Entries:
▼▼▼
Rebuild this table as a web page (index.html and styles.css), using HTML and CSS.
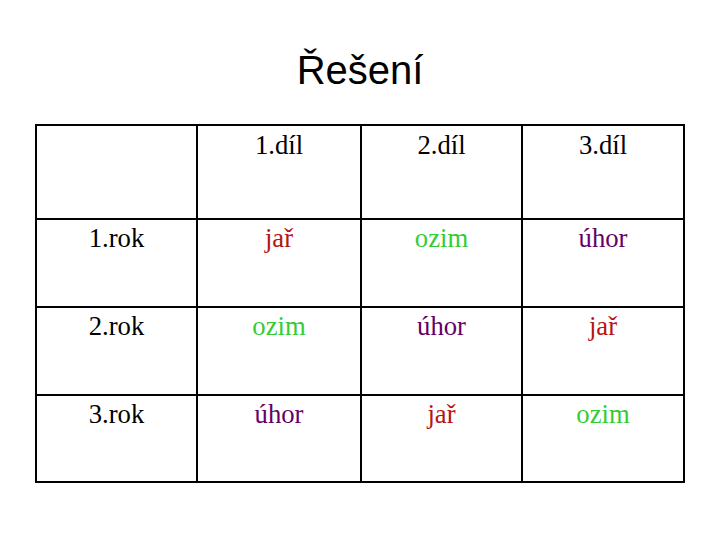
FILE: index.html
```html
<!DOCTYPE html>
<html>
<head>
<meta charset="utf-8">
<link rel="stylesheet" href="styles.css">
</head>
<body>
<div class="slide">
  <h1 class="title">Řešení</h1>
  <table class="grid">
    <tr class="head"><td class="c1"></td><td class="c2">1.díl</td><td class="c3">2.díl</td><td class="c4">3.díl</td></tr>
    <tr><td>1.rok</td><td class="jar">jař</td><td class="ozim">ozim</td><td class="uhor">úhor</td></tr>
    <tr><td>2.rok</td><td class="ozim">ozim</td><td class="uhor">úhor</td><td class="jar">jař</td></tr>
    <tr class="last"><td>3.rok</td><td class="uhor">úhor</td><td class="jar">jař</td><td class="ozim">ozim</td></tr>
  </table>
</div>
</body>
</html>
```
FILE: styles.css
```css
html, body { margin: 0; padding: 0; background: #fff; }
.slide {
  width: 720px;
  height: 540px;
  display: flex;
  flex-direction: column;
  align-items: center;
}
.title {
  margin: 47px 0 0 0;
  font-family: "Liberation Sans", Arial, sans-serif;
  font-weight: normal;
  font-size: 40px;
  line-height: 46px;
  color: #000;
}
.grid {
  margin-top: 31px;
  margin-left: 0;
  border-collapse: collapse;
  font-family: "Liberation Serif", "Times New Roman", serif;
  font-size: 26.7px;
  color: #000;
}
.grid td {
  border: 2px solid #000;
  text-align: center;
  vertical-align: top;
  padding: 3px 0 0 0;
  height: 88px;
  box-sizing: border-box;
}
.grid td.c1 { width: 161px; }
.grid td.c2 { width: 164px; }
.grid td.c3 { width: 161px; }
.grid td.c4 { width: 162px; }
.grid tr.head td { height: 94px; padding-top: 4px; }
.grid tr.last td { height: 87px; }
.jar { color: #b81414; }
.ozim { color: #33cc33; }
.uhor { color: #660066; }
```
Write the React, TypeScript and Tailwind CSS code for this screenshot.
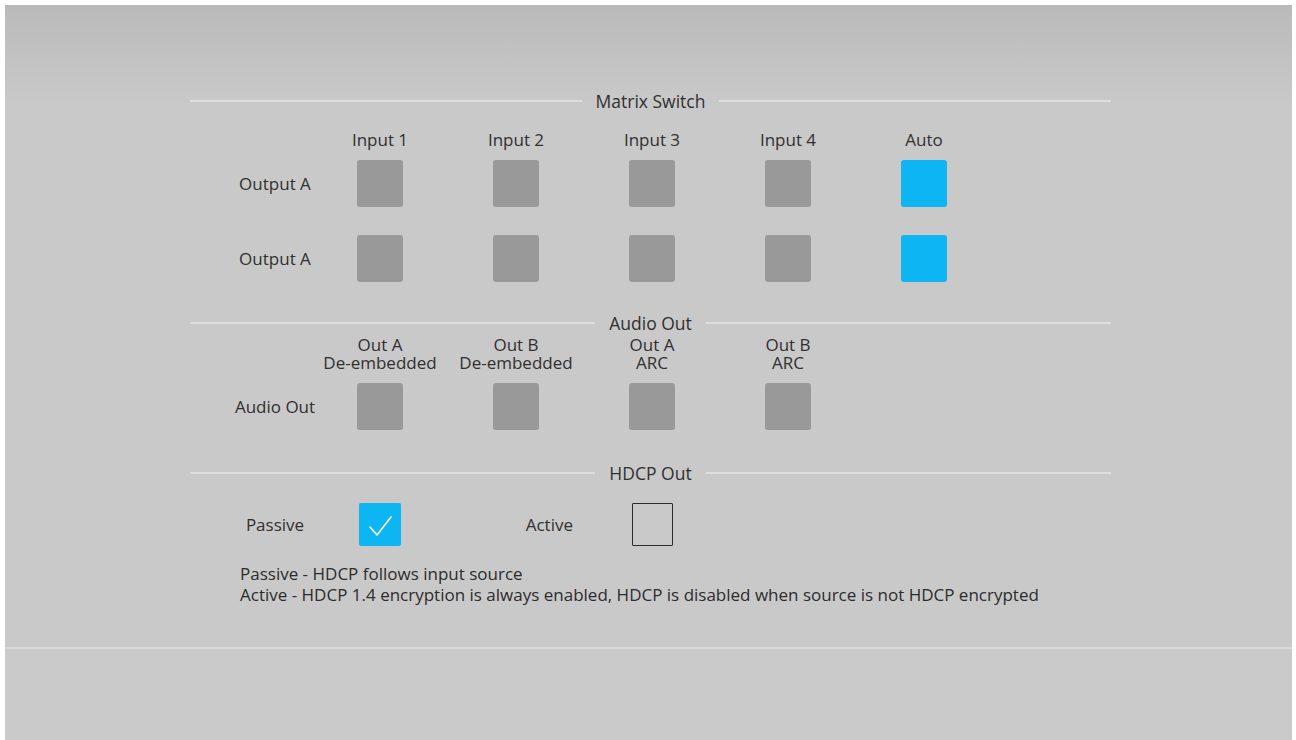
import React from "react";

const font = { fontFamily: '"Open Sans", "Noto Sans", sans-serif' };

function SectionHeader({ title }: { title: string }) {
  return (
    <div className="flex items-center h-[20px]">
      <div className="flex-1 h-[2px] bg-[#dedede]" />
      <div className="px-[14px] text-[17.5px] leading-[20px] text-[#303030] whitespace-nowrap">{title}</div>
      <div className="flex-1 h-[2px] bg-[#dedede]" />
    </div>
  );
}

function GraySq() {
  return <div className="w-[46px] h-[47px] rounded-[3px] bg-[#999999]" />;
}
function BlueSq() {
  return <div className="w-[46px] h-[47px] rounded-[3px] bg-[#0db6f3]" />;
}

function Label({ text }: { text: string }) {
  return (
    <div className="w-[74px] flex justify-center whitespace-nowrap text-[17px] text-[#303030]">{text}</div>
  );
}

function Col({ children }: { children?: React.ReactNode }) {
  return <div className="w-[136px] flex justify-center">{children}</div>;
}

export default function App() {
  const inputs = ["Input 1", "Input 2", "Input 3", "Input 4", "Auto"];
  const audio = [
    ["Out A", "De-embedded"],
    ["Out B", "De-embedded"],
    ["Out A", "ARC"],
    ["Out B", "ARC"],
  ];
  return (
    <div className="w-[1296px] h-[740px] bg-white pt-[5px] pl-[5px] pr-[4px] overflow-hidden" style={font}>
      <div className="h-[735px] flex flex-col bg-[linear-gradient(to_bottom,#b9b9b9_0px,#c2c2c2_50px,#c9c9c9_100px,#c9c9c9_100%)]">
        <div className="h-[642px] pl-[185px] pr-[181px] pt-[86px] flex flex-col">
          <SectionHeader title="Matrix Switch" />
          <div className="flex pl-[48px] mt-[19px] h-[20px] items-center text-[17px] text-[#303030]">
            <div className="w-[74px]" />
            {inputs.map((t) => (
              <Col key={t}>
                <span className="whitespace-nowrap">{t}</span>
              </Col>
            ))}
          </div>
          {[0, 1].map((r) => (
            <div key={r} className={`flex pl-[48px] items-center ${r === 0 ? "mt-[10px]" : "mt-[28px]"}`}>
              <Label text="Output A" />
              <Col><GraySq /></Col>
              <Col><GraySq /></Col>
              <Col><GraySq /></Col>
              <Col><GraySq /></Col>
              <Col><BlueSq /></Col>
            </div>
          ))}
          <div className="mt-[31px]">
            <SectionHeader title="Audio Out" />
          </div>
          <div className="flex pl-[48px] mt-[3px] text-[17px] leading-[18px] text-[#303030]">
            <div className="w-[74px]" />
            {audio.map((a, i) => (
              <Col key={i}>
                <div className="flex flex-col items-center whitespace-nowrap">
                  <span>{a[0]}</span>
                  <span>{a[1]}</span>
                </div>
              </Col>
            ))}
          </div>
          <div className="flex pl-[48px] items-center mt-[11px]">
            <Label text="Audio Out" />
            <Col><GraySq /></Col>
            <Col><GraySq /></Col>
            <Col><GraySq /></Col>
            <Col><GraySq /></Col>
          </div>
          <div className="mt-[33px]">
            <SectionHeader title="HDCP Out" />
          </div>
          <div className="flex pl-[48px] items-center mt-[20px]">
            <Label text="Passive" />
            <Col>
              <div className="w-[42px] h-[43px] rounded-[2px] bg-[#0db6f3] flex items-center justify-center">
                <svg width="30" height="30" viewBox="0 0 30 30" fill="none">
                  <path d="M5 17 L12 25 L26 7" stroke="white" strokeWidth="1.6" strokeLinecap="round" strokeLinejoin="round" />
                </svg>
              </div>
            </Col>
            <div className="w-[136px] flex justify-end pr-[11px] text-[17px] text-[#303030]">Active</div>
            <Col>
              <div className="w-[41px] h-[43px] border-[1.5px] border-[#2b2b2b] rounded-[1px]" />
            </Col>
          </div>
          <div className="mt-[17px] pl-[50px] text-[17px] leading-[21px] text-[#2c2c2c] whitespace-nowrap">
            <div>Passive - HDCP follows input source</div>
            <div>Active - HDCP 1.4 encryption is always enabled, HDCP is disabled when source is not HDCP encrypted</div>
          </div>
        </div>
        <div className="h-[2px] bg-[#dadada]" />
        <div className="flex-1 bg-[#cacaca]" />
      </div>
    </div>
  );
}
▲▲▲
Your task:
Omit the pictures. Transcribe every record exactly.

Correct output:
Rebuild this table as a web page (index.html and styles.css), using HTML and CSS.
FILE: index.html
```html
<!DOCTYPE html>
<html>
<head>
<meta charset="utf-8">
<link rel="stylesheet" href="styles.css">
</head>
<body>
<div class="slide">
  <h1 class="title">Řešení</h1>
  <table class="grid">
    <tr class="head"><td class="c1"></td><td class="c2">1.díl</td><td class="c3">2.díl</td><td class="c4">3.díl</td></tr>
    <tr><td>1.rok</td><td class="jar">jař</td><td class="ozim">ozim</td><td class="uhor">úhor</td></tr>
    <tr><td>2.rok</td><td class="ozim">ozim</td><td class="uhor">úhor</td><td class="jar">jař</td></tr>
    <tr class="last"><td>3.rok</td><td class="uhor">úhor</td><td class="jar">jař</td><td class="ozim">ozim</td></tr>
  </table>
</div>
</body>
</html>
```
FILE: styles.css
```css
html, body { margin: 0; padding: 0; background: #fff; }
.slide {
  width: 720px;
  height: 540px;
  display: flex;
  flex-direction: column;
  align-items: center;
}
.title {
  margin: 47px 0 0 0;
  font-family: "Liberation Sans", Arial, sans-serif;
  font-weight: normal;
  font-size: 40px;
  line-height: 46px;
  color: #000;
}
.grid {
  margin-top: 31px;
  margin-left: 0;
  border-collapse: collapse;
  font-family: "Liberation Serif", "Times New Roman", serif;
  font-size: 26.7px;
  color: #000;
}
.grid td {
  border: 2px solid #000;
  text-align: center;
  vertical-align: top;
  padding: 3px 0 0 0;
  height: 88px;
  box-sizing: border-box;
}
.grid td.c1 { width: 161px; }
.grid td.c2 { width: 164px; }
.grid td.c3 { width: 161px; }
.grid td.c4 { width: 162px; }
.grid tr.head td { height: 94px; padding-top: 4px; }
.grid tr.last td { height: 87px; }
.jar { color: #b81414; }
.ozim { color: #33cc33; }
.uhor { color: #660066; }
```
Write the React, TypeScript and Tailwind CSS code for this screenshot.
import React from "react";

const font = { fontFamily: '"Open Sans", "Noto Sans", sans-serif' };

function SectionHeader({ title }: { title: string }) {
  return (
    <div className="flex items-center h-[20px]">
      <div className="flex-1 h-[2px] bg-[#dedede]" />
      <div className="px-[14px] text-[17.5px] leading-[20px] text-[#303030] whitespace-nowrap">{title}</div>
      <div className="flex-1 h-[2px] bg-[#dedede]" />
    </div>
  );
}

function GraySq() {
  return <div className="w-[46px] h-[47px] rounded-[3px] bg-[#999999]" />;
}
function BlueSq() {
  return <div className="w-[46px] h-[47px] rounded-[3px] bg-[#0db6f3]" />;
}

function Label({ text }: { text: string }) {
  return (
    <div className="w-[74px] flex justify-center whitespace-nowrap text-[17px] text-[#303030]">{text}</div>
  );
}

function Col({ children }: { children?: React.ReactNode }) {
  return <div className="w-[136px] flex justify-center">{children}</div>;
}

export default function App() {
  const inputs = ["Input 1", "Input 2", "Input 3", "Input 4", "Auto"];
  const audio = [
    ["Out A", "De-embedded"],
    ["Out B", "De-embedded"],
    ["Out A", "ARC"],
    ["Out B", "ARC"],
  ];
  return (
    <div className="w-[1296px] h-[740px] bg-white pt-[5px] pl-[5px] pr-[4px] overflow-hidden" style={font}>
      <div className="h-[735px] flex flex-col bg-[linear-gradient(to_bottom,#b9b9b9_0px,#c2c2c2_50px,#c9c9c9_100px,#c9c9c9_100%)]">
        <div className="h-[642px] pl-[185px] pr-[181px] pt-[86px] flex flex-col">
          <SectionHeader title="Matrix Switch" />
          <div className="flex pl-[48px] mt-[19px] h-[20px] items-center text-[17px] text-[#303030]">
            <div className="w-[74px]" />
            {inputs.map((t) => (
              <Col key={t}>
                <span className="whitespace-nowrap">{t}</span>
              </Col>
            ))}
          </div>
          {[0, 1].map((r) => (
            <div key={r} className={`flex pl-[48px] items-center ${r === 0 ? "mt-[10px]" : "mt-[28px]"}`}>
              <Label text="Output A" />
              <Col><GraySq /></Col>
              <Col><GraySq /></Col>
              <Col><GraySq /></Col>
              <Col><GraySq /></Col>
              <Col><BlueSq /></Col>
            </div>
          ))}
          <div className="mt-[31px]">
            <SectionHeader title="Audio Out" />
          </div>
          <div className="flex pl-[48px] mt-[3px] text-[17px] leading-[18px] text-[#303030]">
            <div className="w-[74px]" />
            {audio.map((a, i) => (
              <Col key={i}>
                <div className="flex flex-col items-center whitespace-nowrap">
                  <span>{a[0]}</span>
                  <span>{a[1]}</span>
                </div>
              </Col>
            ))}
          </div>
          <div className="flex pl-[48px] items-center mt-[11px]">
            <Label text="Audio Out" />
            <Col><GraySq /></Col>
            <Col><GraySq /></Col>
            <Col><GraySq /></Col>
            <Col><GraySq /></Col>
          </div>
          <div className="mt-[33px]">
            <SectionHeader title="HDCP Out" />
          </div>
          <div className="flex pl-[48px] items-center mt-[20px]">
            <Label text="Passive" />
            <Col>
              <div className="w-[42px] h-[43px] rounded-[2px] bg-[#0db6f3] flex items-center justify-center">
                <svg width="30" height="30" viewBox="0 0 30 30" fill="none">
                  <path d="M5 17 L12 25 L26 7" stroke="white" strokeWidth="1.6" strokeLinecap="round" strokeLinejoin="round" />
                </svg>
              </div>
            </Col>
            <div className="w-[136px] flex justify-end pr-[11px] text-[17px] text-[#303030]">Active</div>
            <Col>
              <div className="w-[41px] h-[43px] border-[1.5px] border-[#2b2b2b] rounded-[1px]" />
            </Col>
          </div>
          <div className="mt-[17px] pl-[50px] text-[17px] leading-[21px] text-[#2c2c2c] whitespace-nowrap">
            <div>Passive - HDCP follows input source</div>
            <div>Active - HDCP 1.4 encryption is always enabled, HDCP is disabled when source is not HDCP encrypted</div>
          </div>
        </div>
        <div className="h-[2px] bg-[#dadada]" />
        <div className="flex-1 bg-[#cacaca]" />
      </div>
    </div>
  );
}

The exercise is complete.